Bóg jest Bogiem sierot

Bóg jest Bogiem sierot – historia Iwanki

Ivanka opowiada o dwóch prezentach od Pana Boga. Jej historia odpowiada na pytanie: Czy Bóg widzi nas w nieszczęściu? W sytuacji strachu i w trudnych okolicznościach. Czy zostawia nas w tym samych? Koniecznie posłuchaj i zobacz, czy Psalm 68,6 mówi prawdę “Ojcem dla sierot i dla wdów opiekunem jest Bóg w swym świętym mieszkaniu”

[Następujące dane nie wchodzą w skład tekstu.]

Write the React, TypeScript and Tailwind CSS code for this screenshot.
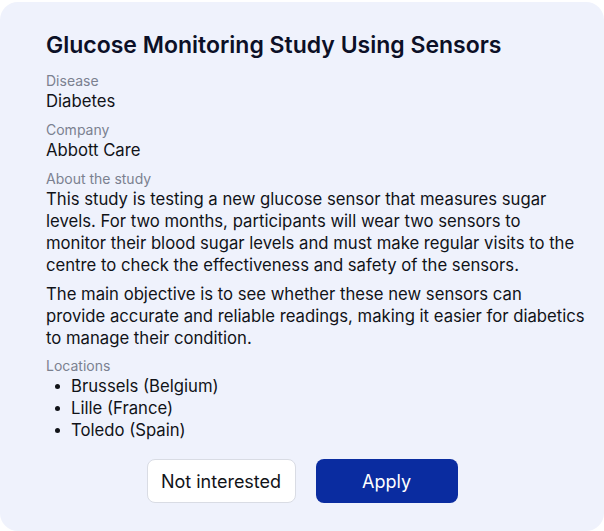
const locations = ["Brussels (Belgium)", "Lille (France)", "Toledo (Spain)"];

export default function App() {
  return (
    <main className="min-h-screen bg-white pt-[2px] font-['Inter',sans-serif]">
      <section className="flex h-[529px] flex-col rounded-[18px] bg-[#eff2fc] pl-[46px] pr-[4px] pt-[29px]">
        <h1 className="text-[23px] leading-[28px] font-semibold text-[#0c1027]">
          Glucose Monitoring Study Using Sensors
        </h1>

        <div className="mt-[12px] flex flex-col gap-[8px] text-[16.7px] leading-[22px] text-[#111318]">
          <div>
            <p className="text-[14px] leading-[19px] text-[#7b8190]">Disease</p>
            <p>Diabetes</p>
          </div>
          <div>
            <p className="text-[14px] leading-[19px] text-[#7b8190]">Company</p>
            <p>Abbott Care</p>
          </div>
          <div>
            <p className="text-[14px] leading-[19px] text-[#7b8190]">About the study</p>
            <div className="flex flex-col gap-[7px] whitespace-nowrap">
              <p>
                This study is testing a new glucose sensor that measures sugar
                <br />
                levels. For two months, participants will wear two sensors to
                <br />
                monitor their blood sugar levels and must make regular visits to the
                <br />
                centre to check the effectiveness and safety of the sensors.
              </p>
              <p>
                The main objective is to see whether these new sensors can
                <br />
                provide accurate and reliable readings, making it easier for diabetics
                <br />
                to manage their condition.
              </p>
            </div>
          </div>
          <div className="mt-[-1px]">
            <p className="text-[14px] leading-[19px] text-[#7b8190]">Locations</p>
            <ul>
              {locations.map((place) => (
                <li key={place} className="flex items-center">
                  <span className="ml-[9px] mr-[11px] h-[5px] w-[5px] rounded-full bg-[#111318]" />
                  {place}
                </li>
              ))}
            </ul>
          </div>
        </div>

        <div className="mt-[18px] flex justify-center gap-[20px] pr-[42px]">
          <button className="h-[44px] w-[149px] rounded-[8px] border border-[#d9dce4] bg-white text-[18px] text-[#111318]">
            Not interested
          </button>
          <button className="h-[44px] w-[142px] rounded-[8px] bg-[#0a2ca0] text-[18px] text-white">
            Apply
          </button>
        </div>
      </section>
    </main>
  );
}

Witam Was wszystkich bardzo serdecznie,
Jest dla mnie zaszczytem, że mogę mówić o moim Bogu.

Kilka miesięcy temu byłam u onkologa. Mam na skórze dużo znamion. I jedno znamię miałam na plecach. Wiadomo, że to co mamy na plecach to rzadko obserwujemy, bo tego nie widzimy. Ale mąż mi mówił od czasu do czasu – „To jest jakieś dziwne, to mi się nie podoba.” A tu nagle coronawirus, wszystkie wizyty są odwoływane, no ale jestem u onkologa. On mówi: „No wiesz co, to poważna sprawa i na CITO to musi być usunięte natychmiast.”

Po dwóch tygodniach mam zabieg. Zmiana jest usunięta. No i trzy tygodnie czekam. Czekam i nie wiem jak u was. Ja jak czekam  to zawsze mam takie wrażenie, że moje serce jest wyciszone i jest takie miękkie i takie czułe do bólu innych. One jest takie łagodniejsze. W takim jestem skupieniu i zupełnej ciszy.

Mija 3 tygodnie, jestem na wizycie. Doktor otwiera wyniki i mówi:
„No nie możliwe – no wiesz co? Masz szczęście! Bo jak ja piszę  ze jest czerniak i znak ? to na 99,9 %  to jest czerniak.  U Ciebie nic nie ma. Nic zupełnie. To mi przypomniało o jednym prezencie do Boga. Teraz opowiem o większym prezencie, jaki mam w życiu.

Straciłam tatę jak miałam 5 lat. Pytałam się Pana Boga – „Dlaczego wszyscy mają tate, a ja nie mam.”
Było mi bardzo trudno kiedy byłam nastolatką.

W wieku 18 lat uwierzyłam w Jezusa i wtedy zrozumiałam, że to co jest napisane w Biblii, że  Pan Bóg jest Bogiem wdów i sierot. Mimo tego, że to był trudny czas i ze strony finansowej – mama została z trójką dzieci i z różnych innych powodów, to my nigdy nie odczuwaliśmy, że jesteśmy sami.  Nigdy.

Kiedy uwierzyłam w Pana Boga, odczułam że jestem jego córeczką, ulubioną. Odczułam, że On tak na prawdę rozumie i kocha mnie tak bardzo, że oddał za mnie swojego syna. To wywarło na mnie takie wrażenie.

Teraz często się mówi jest powiedzenie „O to wszystko jest przez to, że w przeszłości miałaś złe doświadczenia…” Ale ja patrząc w przeszłość jestem Bogu wdzięczna. Bo ja przez 2 lata potem służyłam w domu dziecka, i ja mam takie serce do tych dzieci. Bo ja je rozumiem. Bo ja mogę im współczuć, mogę ich pocieszyć, i to nie będą słowa puste.

Jestem Panu Bogu wdzięczna za moja przeszłość, bo on jest teraz moją teraźniejszością. Co więcej, On jest w mojej przyszłości, cokolwiek może się wydarzyć. Życie z Panem Bogiem nie jest bajką, ale życie z Panem Bogiem to jest najlepsze co może być.